───── Source excerpt ─────

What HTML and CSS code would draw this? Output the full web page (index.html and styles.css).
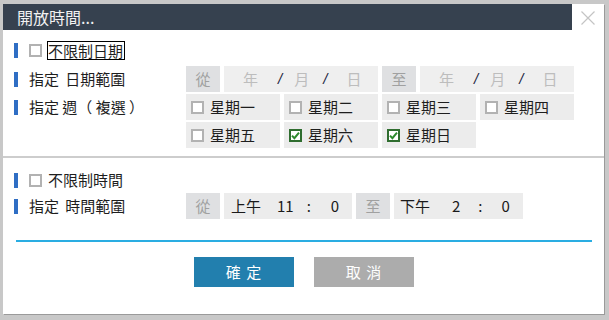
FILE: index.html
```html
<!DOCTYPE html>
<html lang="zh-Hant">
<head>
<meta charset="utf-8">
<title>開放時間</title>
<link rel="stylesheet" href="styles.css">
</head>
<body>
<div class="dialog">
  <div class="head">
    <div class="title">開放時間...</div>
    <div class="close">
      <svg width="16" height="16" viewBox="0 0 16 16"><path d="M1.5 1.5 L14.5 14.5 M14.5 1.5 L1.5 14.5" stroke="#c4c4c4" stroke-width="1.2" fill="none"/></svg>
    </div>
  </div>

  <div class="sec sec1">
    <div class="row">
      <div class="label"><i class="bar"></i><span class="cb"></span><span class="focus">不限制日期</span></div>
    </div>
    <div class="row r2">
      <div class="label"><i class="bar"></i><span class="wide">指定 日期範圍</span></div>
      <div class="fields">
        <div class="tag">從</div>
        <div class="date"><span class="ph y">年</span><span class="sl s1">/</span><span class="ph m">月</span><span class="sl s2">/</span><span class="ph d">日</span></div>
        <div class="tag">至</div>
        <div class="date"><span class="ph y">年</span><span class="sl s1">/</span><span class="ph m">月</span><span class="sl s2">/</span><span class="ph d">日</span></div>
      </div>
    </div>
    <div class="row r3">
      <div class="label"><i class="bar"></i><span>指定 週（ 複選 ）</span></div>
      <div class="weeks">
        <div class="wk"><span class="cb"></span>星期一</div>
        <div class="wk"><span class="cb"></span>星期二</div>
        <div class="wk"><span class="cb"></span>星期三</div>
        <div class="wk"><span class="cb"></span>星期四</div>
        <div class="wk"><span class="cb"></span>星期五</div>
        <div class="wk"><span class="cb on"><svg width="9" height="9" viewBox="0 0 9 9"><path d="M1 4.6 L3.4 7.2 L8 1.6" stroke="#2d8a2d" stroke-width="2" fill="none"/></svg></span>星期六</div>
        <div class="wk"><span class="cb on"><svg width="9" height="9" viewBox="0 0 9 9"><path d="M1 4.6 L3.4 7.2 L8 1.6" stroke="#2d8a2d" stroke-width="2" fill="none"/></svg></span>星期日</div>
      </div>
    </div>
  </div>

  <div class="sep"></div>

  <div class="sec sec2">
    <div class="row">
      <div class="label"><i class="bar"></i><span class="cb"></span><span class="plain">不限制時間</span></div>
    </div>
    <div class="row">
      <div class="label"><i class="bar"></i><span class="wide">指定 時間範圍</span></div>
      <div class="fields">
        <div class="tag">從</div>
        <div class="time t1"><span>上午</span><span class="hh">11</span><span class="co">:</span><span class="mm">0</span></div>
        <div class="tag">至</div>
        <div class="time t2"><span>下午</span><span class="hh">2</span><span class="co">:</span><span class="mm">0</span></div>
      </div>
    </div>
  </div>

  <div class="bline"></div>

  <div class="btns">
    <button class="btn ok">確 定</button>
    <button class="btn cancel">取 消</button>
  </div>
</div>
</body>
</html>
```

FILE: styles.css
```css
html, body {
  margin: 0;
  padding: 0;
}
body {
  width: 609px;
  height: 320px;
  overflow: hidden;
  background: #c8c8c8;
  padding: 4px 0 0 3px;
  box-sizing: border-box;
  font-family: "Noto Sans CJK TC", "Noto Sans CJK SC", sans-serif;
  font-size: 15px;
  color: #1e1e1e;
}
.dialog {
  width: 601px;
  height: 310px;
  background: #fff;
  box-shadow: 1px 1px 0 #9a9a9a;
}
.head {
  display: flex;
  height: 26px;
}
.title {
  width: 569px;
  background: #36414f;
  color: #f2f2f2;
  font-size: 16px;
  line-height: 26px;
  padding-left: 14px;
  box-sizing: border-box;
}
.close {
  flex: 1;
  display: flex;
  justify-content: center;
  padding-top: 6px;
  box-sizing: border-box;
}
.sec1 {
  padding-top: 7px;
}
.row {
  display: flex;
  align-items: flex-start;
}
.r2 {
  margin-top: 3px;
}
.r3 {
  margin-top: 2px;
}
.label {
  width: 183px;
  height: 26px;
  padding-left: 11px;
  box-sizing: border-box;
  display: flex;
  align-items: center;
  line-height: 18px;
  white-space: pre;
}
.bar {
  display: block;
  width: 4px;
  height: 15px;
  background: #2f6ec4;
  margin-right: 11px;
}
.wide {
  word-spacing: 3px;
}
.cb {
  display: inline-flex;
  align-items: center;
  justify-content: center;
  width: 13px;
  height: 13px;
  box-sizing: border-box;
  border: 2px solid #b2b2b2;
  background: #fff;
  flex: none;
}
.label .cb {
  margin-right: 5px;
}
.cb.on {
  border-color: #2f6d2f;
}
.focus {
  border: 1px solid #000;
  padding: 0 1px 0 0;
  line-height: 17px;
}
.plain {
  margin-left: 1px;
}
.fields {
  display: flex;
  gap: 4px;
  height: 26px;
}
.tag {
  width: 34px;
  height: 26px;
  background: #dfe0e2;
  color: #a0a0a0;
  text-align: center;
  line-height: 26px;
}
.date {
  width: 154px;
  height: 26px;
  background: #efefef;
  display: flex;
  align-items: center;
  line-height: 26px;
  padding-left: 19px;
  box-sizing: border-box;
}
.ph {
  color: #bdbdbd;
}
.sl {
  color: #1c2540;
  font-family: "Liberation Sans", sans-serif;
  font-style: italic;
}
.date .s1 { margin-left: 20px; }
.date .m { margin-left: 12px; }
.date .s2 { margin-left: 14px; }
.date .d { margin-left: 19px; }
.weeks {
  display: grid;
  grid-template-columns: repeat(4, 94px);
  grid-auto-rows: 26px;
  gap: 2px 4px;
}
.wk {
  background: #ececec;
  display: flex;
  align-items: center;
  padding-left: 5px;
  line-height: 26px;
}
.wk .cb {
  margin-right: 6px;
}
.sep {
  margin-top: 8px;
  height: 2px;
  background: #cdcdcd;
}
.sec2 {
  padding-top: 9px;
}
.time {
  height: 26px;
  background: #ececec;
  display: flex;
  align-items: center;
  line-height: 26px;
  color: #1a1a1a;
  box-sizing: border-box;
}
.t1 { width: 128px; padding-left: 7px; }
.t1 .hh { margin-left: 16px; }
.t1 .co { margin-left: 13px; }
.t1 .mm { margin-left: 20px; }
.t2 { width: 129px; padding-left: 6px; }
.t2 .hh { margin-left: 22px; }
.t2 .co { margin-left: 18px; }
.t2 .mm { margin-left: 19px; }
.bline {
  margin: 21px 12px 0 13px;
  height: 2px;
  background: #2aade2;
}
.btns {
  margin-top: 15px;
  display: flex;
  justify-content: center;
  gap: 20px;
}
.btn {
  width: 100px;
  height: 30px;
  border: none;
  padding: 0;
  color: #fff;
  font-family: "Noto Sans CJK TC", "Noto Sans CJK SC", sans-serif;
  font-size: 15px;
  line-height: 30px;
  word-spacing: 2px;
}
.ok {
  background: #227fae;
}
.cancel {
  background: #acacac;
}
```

─────

[What to do]
Retype the whole listing, keeping every line identical and omitting all pictures.

[Result of the exercise]
What HTML and CSS code would draw this? Output the full web page (index.html and styles.css).
FILE: index.html
```html
<!DOCTYPE html>
<html lang="zh-Hant">
<head>
<meta charset="utf-8">
<title>開放時間</title>
<link rel="stylesheet" href="styles.css">
</head>
<body>
<div class="dialog">
  <div class="head">
    <div class="title">開放時間...</div>
    <div class="close">
      <svg width="16" height="16" viewBox="0 0 16 16"><path d="M1.5 1.5 L14.5 14.5 M14.5 1.5 L1.5 14.5" stroke="#c4c4c4" stroke-width="1.2" fill="none"/></svg>
    </div>
  </div>

  <div class="sec sec1">
    <div class="row">
      <div class="label"><i class="bar"></i><span class="cb"></span><span class="focus">不限制日期</span></div>
    </div>
    <div class="row r2">
      <div class="label"><i class="bar"></i><span class="wide">指定 日期範圍</span></div>
      <div class="fields">
        <div class="tag">從</div>
        <div class="date"><span class="ph y">年</span><span class="sl s1">/</span><span class="ph m">月</span><span class="sl s2">/</span><span class="ph d">日</span></div>
        <div class="tag">至</div>
        <div class="date"><span class="ph y">年</span><span class="sl s1">/</span><span class="ph m">月</span><span class="sl s2">/</span><span class="ph d">日</span></div>
      </div>
    </div>
    <div class="row r3">
      <div class="label"><i class="bar"></i><span>指定 週（ 複選 ）</span></div>
      <div class="weeks">
        <div class="wk"><span class="cb"></span>星期一</div>
        <div class="wk"><span class="cb"></span>星期二</div>
        <div class="wk"><span class="cb"></span>星期三</div>
        <div class="wk"><span class="cb"></span>星期四</div>
        <div class="wk"><span class="cb"></span>星期五</div>
        <div class="wk"><span class="cb on"><svg width="9" height="9" viewBox="0 0 9 9"><path d="M1 4.6 L3.4 7.2 L8 1.6" stroke="#2d8a2d" stroke-width="2" fill="none"/></svg></span>星期六</div>
        <div class="wk"><span class="cb on"><svg width="9" height="9" viewBox="0 0 9 9"><path d="M1 4.6 L3.4 7.2 L8 1.6" stroke="#2d8a2d" stroke-width="2" fill="none"/></svg></span>星期日</div>
      </div>
    </div>
  </div>

  <div class="sep"></div>

  <div class="sec sec2">
    <div class="row">
      <div class="label"><i class="bar"></i><span class="cb"></span><span class="plain">不限制時間</span></div>
    </div>
    <div class="row">
      <div class="label"><i class="bar"></i><span class="wide">指定 時間範圍</span></div>
      <div class="fields">
        <div class="tag">從</div>
        <div class="time t1"><span>上午</span><span class="hh">11</span><span class="co">:</span><span class="mm">0</span></div>
        <div class="tag">至</div>
        <div class="time t2"><span>下午</span><span class="hh">2</span><span class="co">:</span><span class="mm">0</span></div>
      </div>
    </div>
  </div>

  <div class="bline"></div>

  <div class="btns">
    <button class="btn ok">確 定</button>
    <button class="btn cancel">取 消</button>
  </div>
</div>
</body>
</html>
```

FILE: styles.css
```css
html, body {
  margin: 0;
  padding: 0;
}
body {
  width: 609px;
  height: 320px;
  overflow: hidden;
  background: #c8c8c8;
  padding: 4px 0 0 3px;
  box-sizing: border-box;
  font-family: "Noto Sans CJK TC", "Noto Sans CJK SC", sans-serif;
  font-size: 15px;
  color: #1e1e1e;
}
.dialog {
  width: 601px;
  height: 310px;
  background: #fff;
  box-shadow: 1px 1px 0 #9a9a9a;
}
.head {
  display: flex;
  height: 26px;
}
.title {
  width: 569px;
  background: #36414f;
  color: #f2f2f2;
  font-size: 16px;
  line-height: 26px;
  padding-left: 14px;
  box-sizing: border-box;
}
.close {
  flex: 1;
  display: flex;
  justify-content: center;
  padding-top: 6px;
  box-sizing: border-box;
}
.sec1 {
  padding-top: 7px;
}
.row {
  display: flex;
  align-items: flex-start;
}
.r2 {
  margin-top: 3px;
}
.r3 {
  margin-top: 2px;
}
.label {
  width: 183px;
  height: 26px;
  padding-left: 11px;
  box-sizing: border-box;
  display: flex;
  align-items: center;
  line-height: 18px;
  white-space: pre;
}
.bar {
  display: block;
  width: 4px;
  height: 15px;
  background: #2f6ec4;
  margin-right: 11px;
}
.wide {
  word-spacing: 3px;
}
.cb {
  display: inline-flex;
  align-items: center;
  justify-content: center;
  width: 13px;
  height: 13px;
  box-sizing: border-box;
  border: 2px solid #b2b2b2;
  background: #fff;
  flex: none;
}
.label .cb {
  margin-right: 5px;
}
.cb.on {
  border-color: #2f6d2f;
}
.focus {
  border: 1px solid #000;
  padding: 0 1px 0 0;
  line-height: 17px;
}
.plain {
  margin-left: 1px;
}
.fields {
  display: flex;
  gap: 4px;
  height: 26px;
}
.tag {
  width: 34px;
  height: 26px;
  background: #dfe0e2;
  color: #a0a0a0;
  text-align: center;
  line-height: 26px;
}
.date {
  width: 154px;
  height: 26px;
  background: #efefef;
  display: flex;
  align-items: center;
  line-height: 26px;
  padding-left: 19px;
  box-sizing: border-box;
}
.ph {
  color: #bdbdbd;
}
.sl {
  color: #1c2540;
  font-family: "Liberation Sans", sans-serif;
  font-style: italic;
}
.date .s1 { margin-left: 20px; }
.date .m { margin-left: 12px; }
.date .s2 { margin-left: 14px; }
.date .d { margin-left: 19px; }
.weeks {
  display: grid;
  grid-template-columns: repeat(4, 94px);
  grid-auto-rows: 26px;
  gap: 2px 4px;
}
.wk {
  background: #ececec;
  display: flex;
  align-items: center;
  padding-left: 5px;
  line-height: 26px;
}
.wk .cb {
  margin-right: 6px;
}
.sep {
  margin-top: 8px;
  height: 2px;
  background: #cdcdcd;
}
.sec2 {
  padding-top: 9px;
}
.time {
  height: 26px;
  background: #ececec;
  display: flex;
  align-items: center;
  line-height: 26px;
  color: #1a1a1a;
  box-sizing: border-box;
}
.t1 { width: 128px; padding-left: 7px; }
.t1 .hh { margin-left: 16px; }
.t1 .co { margin-left: 13px; }
.t1 .mm { margin-left: 20px; }
.t2 { width: 129px; padding-left: 6px; }
.t2 .hh { margin-left: 22px; }
.t2 .co { margin-left: 18px; }
.t2 .mm { margin-left: 19px; }
.bline {
  margin: 21px 12px 0 13px;
  height: 2px;
  background: #2aade2;
}
.btns {
  margin-top: 15px;
  display: flex;
  justify-content: center;
  gap: 20px;
}
.btn {
  width: 100px;
  height: 30px;
  border: none;
  padding: 0;
  color: #fff;
  font-family: "Noto Sans CJK TC", "Noto Sans CJK SC", sans-serif;
  font-size: 15px;
  line-height: 30px;
  word-spacing: 2px;
}
.ok {
  background: #227fae;
}
.cancel {
  background: #acacac;
}
```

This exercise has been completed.